Tomorrow is my birthday. The joy of it is that counting sleep, work and transit time and I'm looking at spending a wonderful 31% of my 'anniversary of breathing air' doing what I want to.
I used to be more positive about work. At least the first week after being hired. My job isn't bad, but somehow the positive-go-getter attitude fades like a skid mark after so many washes.
2 and a half decades ago, when I first joined the military reserves I was so gung-ho. A somewhat jaded superior pointed that out to me saying that 'someday you'll be just like us'.
'How depressing' I thought. 'You're downright ugly'. He also was not a happy little soldier anymore, and he was promising me the same future. 'I won't be that way, I'll serve Her Majesty with all my resolve and vigor' I promised myself.
Two years later I quit because I missed a Weird Al concert to attend a range shoot.
Each subsequent employment has had me make a similar promise to myself. And yet it happens. Work beats the desire to work out of me.
3 years ago I promised myself I would make the my job work by rigidly adhering to the rules and doing the best job I could. I believed I could be the bureaucrat who made the system work.
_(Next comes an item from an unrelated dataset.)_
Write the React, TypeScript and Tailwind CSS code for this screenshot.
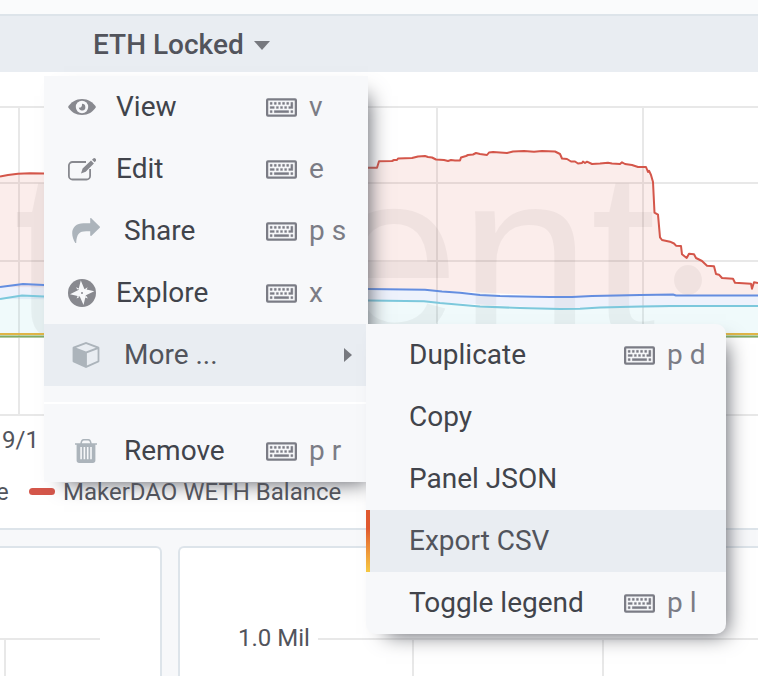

6 months later I asked for a transfer to another department.
Once there I determined to be the 'fresh blood' that brought new life to the department, showing them that a lack of knowledge and skill can be overcome by trying harder than everyone else.
20 months later I asked to be transferred back.
I'm no quitter. 10 years of marriage, 8 years of parenthood, I even stuck through a whole season of wrestling because I had committed to. No where else in my life am I as negative and cynical as I am at my job.
So to all you young up-and-comers (Perverts who read my blog don't have to re-read the last sentence) consider the new culture of work a positive one.
It used to be you had one career for life and were miserable for it. Now you have just have jobs with benefits.
Your accomplishments won't have a lasting impact (unless they are debacles, then you won't stay around to make another). Your retirement lunch will be later in life with fewer people attending. Still you have the gift of short term, temporary happiness. Enjoy it while you can.
Oh, and learn to love what you do, no matter what the stuffed shirts (perverts get to save time here too) say about dressing up as your favorite Star Wars character.